Among the cost cutting measures:

  • Intel will strive to reuse 70 percent of its chip making equipment for the succeeding generation. Re-use of equipment has already saved more than a billion, said Bryant.

  • Intel will move quicker between one generation of technology to the next, said CEO Craig Barrett. In other words, Intel will shift to the next-generation 0.18-micron manufacturing process quicker than it shifted to the current 0.25 process.

  • Packaging and other materials that go into chip making will be more heavily scrutinized.

  • On-line order management and purchasing will proliferate. Currently, the company has approximately 200 customers in 30 countries ordering products on-line. This will substantially expand in 1999

    The company will also try to raise its average selling prices by changing its chipsets and motherboards less frequently, said Pat Gelsinger, corporate vice president of the desktop products group. Chipsets are companion chips to the processor, while motherboards are the main PC circuit board.

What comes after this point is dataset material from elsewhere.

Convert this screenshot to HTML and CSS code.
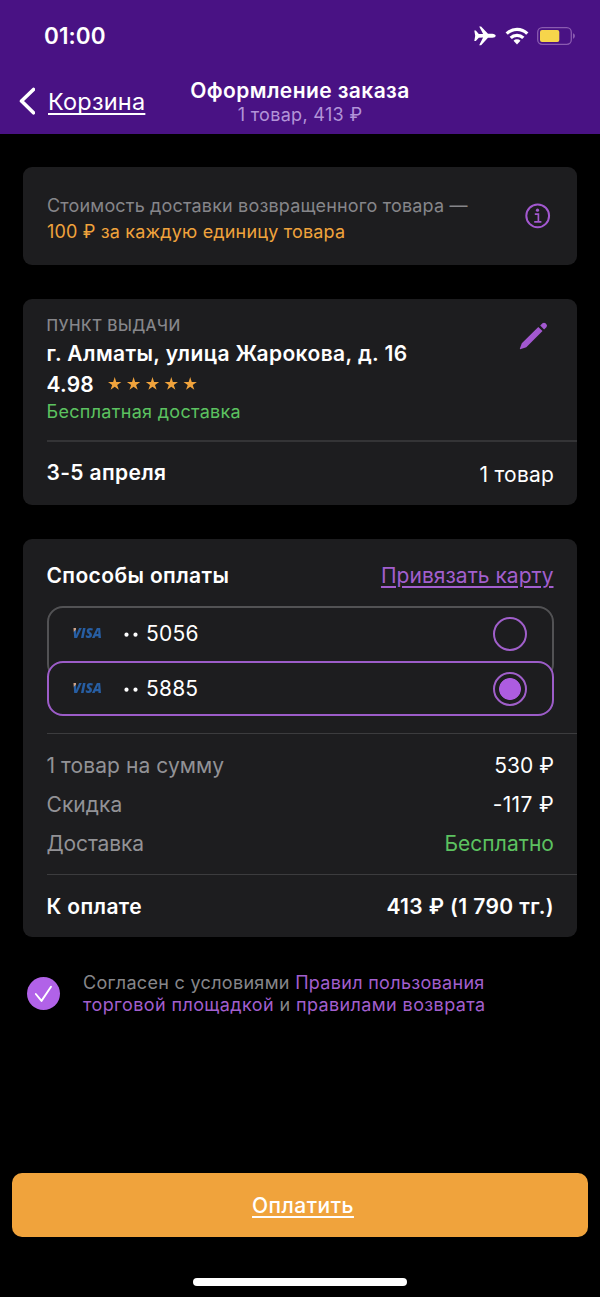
FILE: index.html
```html
<!DOCTYPE html>
<html lang="ru">
<head>
<meta charset="utf-8">
<title>Оформление заказа</title>
<link rel="stylesheet" href="styles.css">
</head>
<body>
<div class="screen">
  <header class="header">
    <div class="status">
      <span class="clock">01:00</span>
      <div class="status-icons">
        <svg class="plane" viewBox="0 0 22 20" width="22" height="20"><path fill="#fff" d="M0.300 4.600h1.500l3 3.400 4.300.1L5.200 .5h1.900l6.900 7.200h4.300c1.900 0 3.400 1 3.400 2s-1.500 2-3.400 2h-4.300l-6.900 7.500H5.200l3.900-7.600-4.300.1-3 3.400H.3l.9-5.400z"/></svg>
        <svg class="wifi" viewBox="0 0 24 18" width="24" height="18"><g fill="none" stroke="#fff" stroke-width="3.300"><path d="M1.700 6.700a14.600 14.600 0 0 1 20.600 0"/><path d="M5.700 10.900a9 9 0 0 1 12.600 0"/></g><path fill="#fff" d="M8.500 13.700a5 5 0 0 1 7 0L12 17.500z"/></svg>
        <svg class="battery" viewBox="0 0 39 18" width="39" height="18"><rect x=".7" y=".7" width="33.600" height="16.600" rx="4.500" fill="none" stroke="#8a5bb0" stroke-width="1.300"/><rect x="3" y="3" width="19.300" height="12" rx="2" fill="#f7d54b"/><path d="M36 6.300c2.600.7 2.600 4.700 0 5.400z" fill="#8a5bb0"/></svg>
      </div>
    </div>
    <div class="nav">
      <a class="back">
        <svg viewBox="0 0 18 28" width="18" height="28"><path d="M16.500 2.500 4.500 14l12 11.800" fill="none" stroke="#fff" stroke-width="3.600" stroke-linecap="round" stroke-linejoin="round"/></svg>
        <span class="back-text">Корзина</span>
      </a>
      <div class="heading">
        <div class="title">Оформление заказа</div>
        <div class="subtitle">1 товар, 413 ₽</div>
      </div>
    </div>
  </header>

  <main class="content">
    <section class="card notice">
      <div class="notice-text">
        <div class="line-a">Стоимость доставки возвращенного товара —</div>
        <div class="line-b">100 ₽ за каждую единицу товара</div>
      </div>
      <svg class="info" viewBox="0 0 26 26" width="26" height="26"><circle cx="12.700" cy="12.800" r="11.400" fill="none" stroke="#a258cf" stroke-width="2"/><circle cx="12.500" cy="7.200" r="1.600" fill="#a258cf"/><path d="M9.800 11.100h3.600v7.600M9.200 18.800h7.200" fill="none" stroke="#a258cf" stroke-width="1.700"/></svg>
    </section>

    <section class="card pickup">
      <div class="pickup-top">
        <div>
          <div class="caption">ПУНКТ ВЫДАЧИ</div>
          <div class="address">г. Алматы, улица Жарокова, д. 16</div>
          <div class="rating">
            <span class="score">4.98</span>
            <svg class="stars" viewBox="0 0 90 14" width="90" height="14"><defs><path id="s" fill="#f0a33c" d="M6.700 0l1.550 4.900h5.100L9.200 7.900l1.600 4.900-4.100-3-4.100 3 1.600-4.900L0 4.900h5.150z"/></defs><use href="#s"/><use href="#s" x="18.900"/><use href="#s" x="37.800"/><use href="#s" x="56.600"/><use href="#s" x="75.500"/></svg>
          </div>
          <div class="free">Бесплатная доставка</div>
        </div>
        <svg class="pencil" viewBox="0 0 30 30" width="30" height="30"><path fill="#a258cf" d="M1.200 28.300q-.5-.2-.3-.8L2.800 22.300 19.300 5.900l4.200 4.200L7.300 26.200zM21.200 4.600l2.300-2.300q1.500-1.300 3 0l.9.900q1.300 1.500 0 3l-2.300 2.300z"/></svg>
      </div>
      <div class="shipment">
        <span class="date">3-5 апреля</span>
        <span class="count">1 товар</span>
      </div>
    </section>

    <section class="card payment">
      <div class="pay-head">
        <span class="pay-title">Способы оплаты</span>
        <a class="pay-link">Привязать карту</a>
      </div>
      <div class="methods">
        <div class="method">
          <span class="visa">VISA</span><svg class="dots" viewBox="0 0 14 34" width="14" height="34"><circle cx="2.500" cy="17.700" r="2.100" fill="#fff"/><circle cx="11.500" cy="17.700" r="2.100" fill="#fff"/></svg><span class="num">5056</span><span class="radio"></span>
        </div>
        <div class="method selected">
          <span class="visa">VISA</span><svg class="dots" viewBox="0 0 14 34" width="14" height="34"><circle cx="2.500" cy="17.700" r="2.100" fill="#fff"/><circle cx="11.500" cy="17.700" r="2.100" fill="#fff"/></svg><span class="num">5885</span><span class="radio"></span>
        </div>
      </div>
      <div class="sums">
        <div class="sum"><span class="label">1 товар на сумму</span><span class="val">530 ₽</span></div>
        <div class="sum"><span class="label">Скидка</span><span class="val discount">-117 ₽</span></div>
        <div class="sum"><span class="label tight">Доставка</span><span class="val green">Бесплатно</span></div>
      </div>
      <div class="total"><span>К оплате</span><span>413 ₽ (1 790 тг.)</span></div>
    </section>

    <div class="agree">
      <svg class="check" viewBox="0 0 34 34" width="34" height="34"><circle cx="16.500" cy="16.600" r="16.500" fill="#b162e8"/><path d="M8.800 17l5.700 6.900L24 9.700" fill="none" stroke="#fff" stroke-width="1.900" stroke-linecap="round" stroke-linejoin="round"/></svg>
      <div class="agree-text">
        <div>Согласен с условиями <a>Правил пользования</a></div>
        <div class="second"><a>торговой площадкой</a> и <a>правилами возврата</a></div>
      </div>
    </div>
  </main>

  <footer class="footer">
    <div class="pay-button"><span class="pay-text">Оплатить</span></div>
    <div class="home"></div>
  </footer>
</div>
</body>
</html>
```
FILE: styles.css
```css
* { box-sizing: border-box; }
body { margin: 0; background: #000; font-family: Inter, "Liberation Sans", sans-serif; color: #fff; }
.screen { width: 600px; height: 1297px; background: #000; display: flex; flex-direction: column; overflow: hidden; white-space: nowrap; }
svg { display: block; flex: none; }

.header { height: 134px; background: #491284; flex: none; }
.status { display: flex; justify-content: space-between; padding: 24px 24px 0 44px; height: 74px; }
.clock { font-size: 22.500px; font-weight: 600; line-height: 24px; letter-spacing: 0.1px; }
.status-icons { display: flex; align-items: center; height: 24px; }
.wifi { margin-left: 9px; }
.battery { margin-left: 8px; }
.nav { display: grid; grid-template-columns: 180px 240px 180px; }
.back { display: flex; padding: 13px 0 0 17px; }
.back-text { font-size: 23.500px; line-height: 28px; letter-spacing: 0.2px; margin: 1px 0 0 13px; text-decoration: underline; text-decoration-thickness: 1.500px; text-underline-offset: 3px; text-decoration-skip-ink: none; }
.heading { text-align: center; }
.title { font-size: 21px; font-weight: 600; line-height: 28px; padding-top: 3px; letter-spacing: 0.4px; }
.subtitle { font-size: 18px; line-height: 19px; color: #b294d8; letter-spacing: 0.32px; }

.content { padding: 33px 23px 0; flex: 1; }
.card { background: #1d1d1f; border-radius: 9px; overflow: hidden; }
.notice { height: 98px; display: flex; justify-content: space-between; padding: 26px 26px 0 24px; }
.notice-text { font-size: 18px; line-height: 25.500px; color: #86868a; letter-spacing: 0.17px; }
.line-b { color: #f0a33c; }
.info { margin-top: 10px; }

.pickup { margin-top: 33.500px; height: 206.500px; padding-left: 23.500px; }
.pickup-top { height: 143.500px; display: flex; justify-content: space-between; padding: 16.500px 28px 0 0; border-bottom: 2px solid #343436; }
.caption { font-size: 15.500px; font-weight: 500; line-height: 22px; color: #86868a; letter-spacing: 0.45px; }
.address { font-size: 21px; font-weight: 600; line-height: 32px; margin-top: 1px; letter-spacing: 0.4px; }
.rating { display: flex; align-items: center; height: 28px; }
.score { font-size: 21px; font-weight: 600; line-height: 28px; width: 61px; padding-top: 1px; letter-spacing: 0.2px; }
.free { font-size: 18px; line-height: 26px; color: #5cc260; margin-top: 1px; letter-spacing: 0.3px; }
.pencil { margin-top: 6px; }
.shipment { display: flex; justify-content: space-between; padding: 17px 23px 0 0; line-height: 28px; }
.date { font-size: 21px; font-weight: 600; letter-spacing: 0.35px; }
.count { font-size: 21px; padding-top: 2px; letter-spacing: 0.2px; }

.payment { margin-top: 34px; height: 398px; padding-left: 23.500px; }
.pay-head { display: flex; justify-content: space-between; padding: 23px 23.500px 0 0; height: 67px; line-height: 28px; font-size: 21px; }
.pay-title { font-weight: 600; letter-spacing: 0.38px; }
.pay-link { color: #a25fce; letter-spacing: 0.02px; text-decoration: underline; text-decoration-thickness: 1.500px; text-underline-offset: 3px; }
.methods { margin-right: 23px; height: 127px; display: flex; flex-direction: column; }
.method { height: 74px; flex: none; display: flex; align-items: flex-start; border: 2px solid #525254; border-radius: 16px; padding: 9px 25px 0 24px; background: #1d1d1f; }
.method.selected { height: 55px; margin-top: -19px; border-color: #9c5cc8; }
.visa { width: 51px; font: italic 800 13.500px/32px "Open Sans", sans-serif; letter-spacing: -0.1px; background: linear-gradient(135deg, #d0a58a 0 10.500px, #275ea3 11.500px); color: transparent; -webkit-background-clip: text; background-clip: text; }
.dots { margin-right: 8.500px; }
.num { font-size: 21px; line-height: 34px; flex: 1; letter-spacing: 0.2px; }
.radio { width: 34px; height: 34px; border: 2px solid #a05fca; border-radius: 50%; }
.selected .radio { background: radial-gradient(circle, #ad5ce0 10.500px, transparent 11.300px); }
.sums { border-top: 1px solid #3c3c3e; border-bottom: 1px solid #3c3c3e; padding: 12px 23px 0 0; height: 142px; }
.sum { display: flex; justify-content: space-between; line-height: 39px; font-size: 21px; }
.label { color: #929296; letter-spacing: 0.07px; }
.label.tight { letter-spacing: -0.13px; }
.val { letter-spacing: 0.05px; }
.val.discount { letter-spacing: 0.35px; }
.green { color: #5cc260; }
.total { display: flex; justify-content: space-between; padding: 17px 23px 0 0; line-height: 30px; font-size: 21px; font-weight: 600; letter-spacing: 0.38px; }

.agree { display: flex; margin-top: 35px; padding-left: 3.500px; }
.check { margin-top: 4.500px; }
.agree-text { margin-left: 22.500px; font-size: 18px; line-height: 22.300px; color: #86868a; letter-spacing: 0.31px; }
.second { letter-spacing: 0.39px; }
.agree-text a { color: #a25fce; }

.footer { height: 124px; padding: 0 12px; flex: none; }
.pay-button { height: 64px; background: #f0a33c; border-radius: 10px; display: flex; justify-content: center; padding: 19px 0 0 6px; }
.pay-text { font-size: 21px; font-weight: 500; line-height: 28px; letter-spacing: 0.47px; text-decoration: underline; text-decoration-thickness: 2px; text-underline-offset: 3px; text-decoration-skip-ink: none; }
.home { width: 214px; height: 8px; border-radius: 4px; background: #fff; margin: 41px auto 0; }
```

    Currently, business users are fairly reluctant to upgrade their PCs because of the time and expense it takes to qualify and test these machines before buying. The testing procedure is complicated by the fact that Intel changes chipsets along with the chips. As a result, these business buyers buy the PC when it first comes out, and then continue to buy it for several quarters, after the manufacturer typically has discounted it several times and surpassed it with new machines. Likewise, the chip Intel sold initially will have been severely discounted.

    But, by keeping the motherboard and chipset the same across generations of chips, business users can feel safe in buying new lines of PCs. This will open up demand for cutting-edge chips because the qualification process will be shorter and less burdensome.